→ **Given instruction**
Copy the records below exactly, leaving out every picture.

→ **Provided material**

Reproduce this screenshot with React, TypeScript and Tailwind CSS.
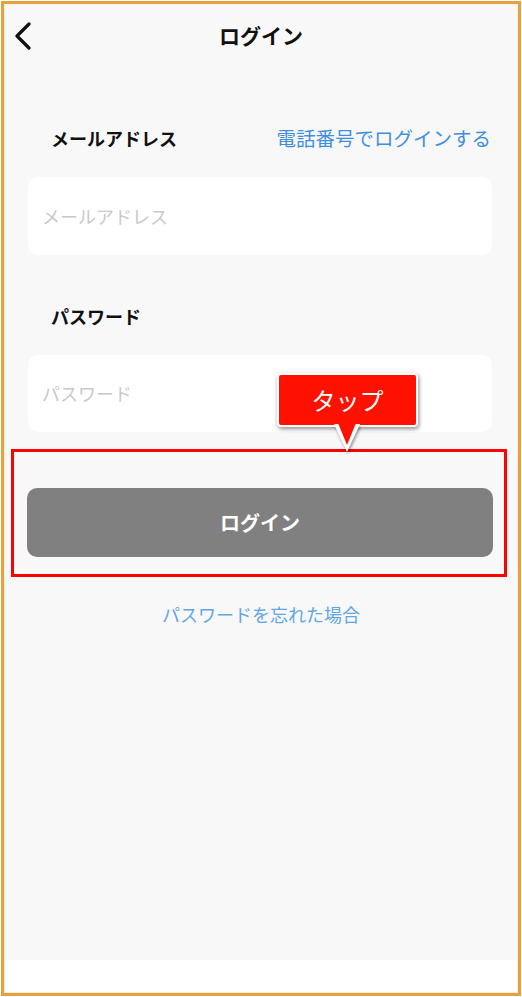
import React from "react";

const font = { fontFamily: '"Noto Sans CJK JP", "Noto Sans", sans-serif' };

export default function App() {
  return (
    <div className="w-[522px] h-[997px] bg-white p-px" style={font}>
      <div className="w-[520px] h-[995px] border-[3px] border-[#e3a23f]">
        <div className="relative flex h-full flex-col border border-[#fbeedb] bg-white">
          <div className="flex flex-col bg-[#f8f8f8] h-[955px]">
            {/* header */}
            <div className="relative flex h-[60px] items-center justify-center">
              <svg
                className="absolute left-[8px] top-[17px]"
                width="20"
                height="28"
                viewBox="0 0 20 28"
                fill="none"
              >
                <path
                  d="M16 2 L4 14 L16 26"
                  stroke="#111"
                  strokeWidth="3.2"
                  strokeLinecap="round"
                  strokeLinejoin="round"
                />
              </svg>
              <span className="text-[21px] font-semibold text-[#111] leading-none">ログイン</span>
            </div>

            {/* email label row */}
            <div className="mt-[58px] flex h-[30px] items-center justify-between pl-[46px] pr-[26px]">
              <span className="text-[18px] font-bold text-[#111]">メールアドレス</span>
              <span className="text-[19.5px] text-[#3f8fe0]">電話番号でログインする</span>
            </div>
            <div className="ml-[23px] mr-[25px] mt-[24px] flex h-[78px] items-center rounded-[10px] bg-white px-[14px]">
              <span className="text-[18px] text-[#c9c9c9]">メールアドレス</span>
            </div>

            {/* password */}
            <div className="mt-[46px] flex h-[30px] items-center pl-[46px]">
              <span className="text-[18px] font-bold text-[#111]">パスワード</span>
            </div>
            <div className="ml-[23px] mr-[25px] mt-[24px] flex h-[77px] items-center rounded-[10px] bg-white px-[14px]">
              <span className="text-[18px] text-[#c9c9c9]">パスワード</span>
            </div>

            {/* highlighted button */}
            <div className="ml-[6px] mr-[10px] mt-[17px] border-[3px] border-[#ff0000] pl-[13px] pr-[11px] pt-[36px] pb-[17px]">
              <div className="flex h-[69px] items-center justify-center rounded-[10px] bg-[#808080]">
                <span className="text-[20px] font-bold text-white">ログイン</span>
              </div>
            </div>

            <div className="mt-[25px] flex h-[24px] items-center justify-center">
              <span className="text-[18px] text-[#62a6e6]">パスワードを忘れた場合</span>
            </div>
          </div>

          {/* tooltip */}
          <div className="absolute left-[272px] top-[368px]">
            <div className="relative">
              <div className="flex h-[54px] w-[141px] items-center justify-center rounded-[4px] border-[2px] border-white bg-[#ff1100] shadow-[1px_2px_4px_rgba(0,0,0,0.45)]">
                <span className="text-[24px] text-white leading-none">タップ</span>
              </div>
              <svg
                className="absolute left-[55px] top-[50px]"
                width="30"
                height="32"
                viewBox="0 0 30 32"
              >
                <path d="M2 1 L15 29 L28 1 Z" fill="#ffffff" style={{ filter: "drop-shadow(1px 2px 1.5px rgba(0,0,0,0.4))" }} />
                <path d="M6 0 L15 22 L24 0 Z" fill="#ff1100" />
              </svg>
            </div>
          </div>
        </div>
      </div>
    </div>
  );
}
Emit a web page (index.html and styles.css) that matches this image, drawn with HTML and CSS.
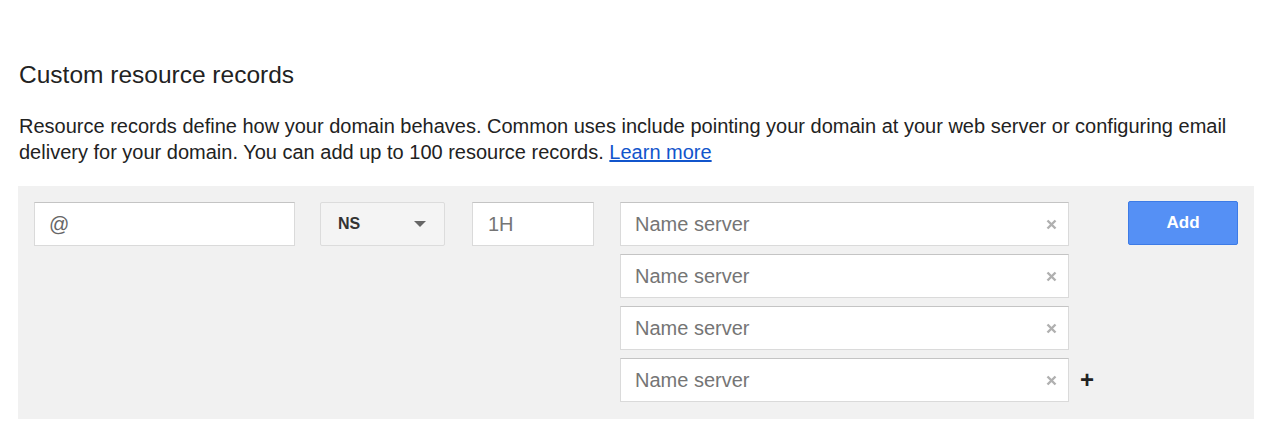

→ **Output**
Reproduce this screenshot with React, TypeScript and Tailwind CSS.
import React from "react";

const font = { fontFamily: '"Noto Sans CJK JP", "Noto Sans", sans-serif' };

export default function App() {
  return (
    <div className="w-[522px] h-[997px] bg-white p-px" style={font}>
      <div className="w-[520px] h-[995px] border-[3px] border-[#e3a23f]">
        <div className="relative flex h-full flex-col border border-[#fbeedb] bg-white">
          <div className="flex flex-col bg-[#f8f8f8] h-[955px]">
            {/* header */}
            <div className="relative flex h-[60px] items-center justify-center">
              <svg
                className="absolute left-[8px] top-[17px]"
                width="20"
                height="28"
                viewBox="0 0 20 28"
                fill="none"
              >
                <path
                  d="M16 2 L4 14 L16 26"
                  stroke="#111"
                  strokeWidth="3.2"
                  strokeLinecap="round"
                  strokeLinejoin="round"
                />
              </svg>
              <span className="text-[21px] font-semibold text-[#111] leading-none">ログイン</span>
            </div>

            {/* email label row */}
            <div className="mt-[58px] flex h-[30px] items-center justify-between pl-[46px] pr-[26px]">
              <span className="text-[18px] font-bold text-[#111]">メールアドレス</span>
              <span className="text-[19.5px] text-[#3f8fe0]">電話番号でログインする</span>
            </div>
            <div className="ml-[23px] mr-[25px] mt-[24px] flex h-[78px] items-center rounded-[10px] bg-white px-[14px]">
              <span className="text-[18px] text-[#c9c9c9]">メールアドレス</span>
            </div>

            {/* password */}
            <div className="mt-[46px] flex h-[30px] items-center pl-[46px]">
              <span className="text-[18px] font-bold text-[#111]">パスワード</span>
            </div>
            <div className="ml-[23px] mr-[25px] mt-[24px] flex h-[77px] items-center rounded-[10px] bg-white px-[14px]">
              <span className="text-[18px] text-[#c9c9c9]">パスワード</span>
            </div>

            {/* highlighted button */}
            <div className="ml-[6px] mr-[10px] mt-[17px] border-[3px] border-[#ff0000] pl-[13px] pr-[11px] pt-[36px] pb-[17px]">
              <div className="flex h-[69px] items-center justify-center rounded-[10px] bg-[#808080]">
                <span className="text-[20px] font-bold text-white">ログイン</span>
              </div>
            </div>

            <div className="mt-[25px] flex h-[24px] items-center justify-center">
              <span className="text-[18px] text-[#62a6e6]">パスワードを忘れた場合</span>
            </div>
          </div>

          {/* tooltip */}
          <div className="absolute left-[272px] top-[368px]">
            <div className="relative">
              <div className="flex h-[54px] w-[141px] items-center justify-center rounded-[4px] border-[2px] border-white bg-[#ff1100] shadow-[1px_2px_4px_rgba(0,0,0,0.45)]">
                <span className="text-[24px] text-white leading-none">タップ</span>
              </div>
              <svg
                className="absolute left-[55px] top-[50px]"
                width="30"
                height="32"
                viewBox="0 0 30 32"
              >
                <path d="M2 1 L15 29 L28 1 Z" fill="#ffffff" style={{ filter: "drop-shadow(1px 2px 1.5px rgba(0,0,0,0.4))" }} />
                <path d="M6 0 L15 22 L24 0 Z" fill="#ff1100" />
              </svg>
            </div>
          </div>
        </div>
      </div>
    </div>
  );
}
Emit a web page (index.html and styles.css) that matches this image, drawn with HTML and CSS.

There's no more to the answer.